AI coding tools have produced two distinct engineering workflows. In vibe coding, natural language prompts replace formal specifications. In spec-driven development, documented requirements govern every downstream decision. For teams building products that must pass audits, certification reviews, and safety checks, differences among these requirements affect cost, rework, and delivery risk.
This article defines both approaches, compares how they behave across an engineering program, and shows when each one fits.
What Is Vibe Coding?
Vibe coding is a workflow in which a developer prompts an AI model in natural language, accepts the generated output with minimal review, and iterates on errors rather than designing around them.
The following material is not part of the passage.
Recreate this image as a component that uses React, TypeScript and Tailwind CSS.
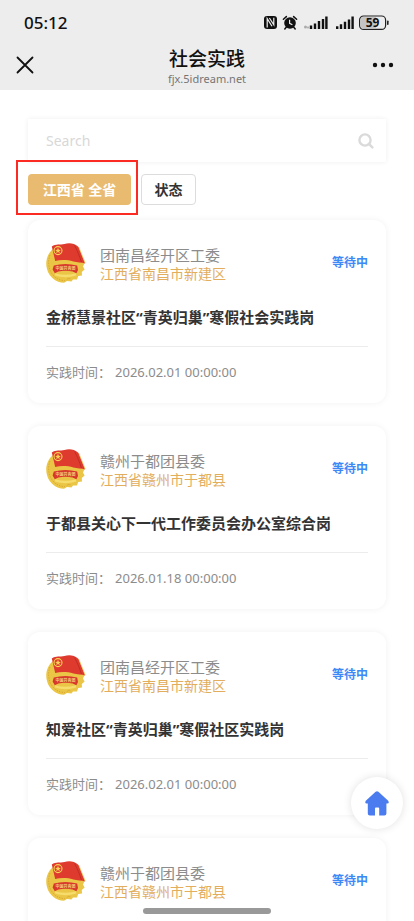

The original description of vibe coding, coined by Andrej Karpathy, characterized it as giving in to the vibes and forgetting that the code even exists, including accepting AI output without reading diffs and pasting error messages back into the model with no comment until a bug goes away. Code outgrows the developer’s comprehension, the AI’s context window sees only fragments of the system at any moment, and the intent behind each design choice disappears once the prompt is gone.
The approach can speed up software creation while skipping core engineering practices. Code review is limited, tests are sparse, and teams trust AI output without enough checking. That distinguishes it from the broader category of AI-assisted engineering, where generated code still passes through review, testing, and traceability.
What Is Spec-Driven Development?
Spec-driven development establishes a formal, documented specification of what to build and how to build it before design or implementation begins, and every downstream activity traces back to that specification. Standards bodies and systems engineering guidance codify this discipline. In regulated industries, requirements communicate what systems engineers expect, define project success criteria, and support regulatory conformity. A specification document is a technical artifact, a compliance instrument, and an audit trail all in one.
How Vibe Coding and Spec-Driven Development Differ
The two approaches diverge across four dimensions that matter to any engineering program. They handle requirements differently, behave differently as a system grows, generate defects at different points, and serve different kinds of teams. Looking at them side by side shows where the methods overlap and where they pull in opposite directions.
How Each Approach Handles Requirements
In vibe coding, requirements are implicit and emergent. The prompt becomes obsolete the moment code is produced, so the code itself turns into the only record of what the software does. Code is a poor medium for capturing why a decision was made.
In spec-driven development, the specification is the source of truth. It establishes what constitutes correctness before any implementation decisions are made. Detailed requirements covering usability, security, performance, and edge cases are written before development begins.
Initial Output Speed vs Speed at Scale
Vibe coding shortens the path from idea to working prototype. The problems surface as a project grows. The codebase exceeds anyone’s ability to hold in memory. The AI’s context window sees only fragments of the system, and no architectural map exists to support recovery when the build becomes unstable.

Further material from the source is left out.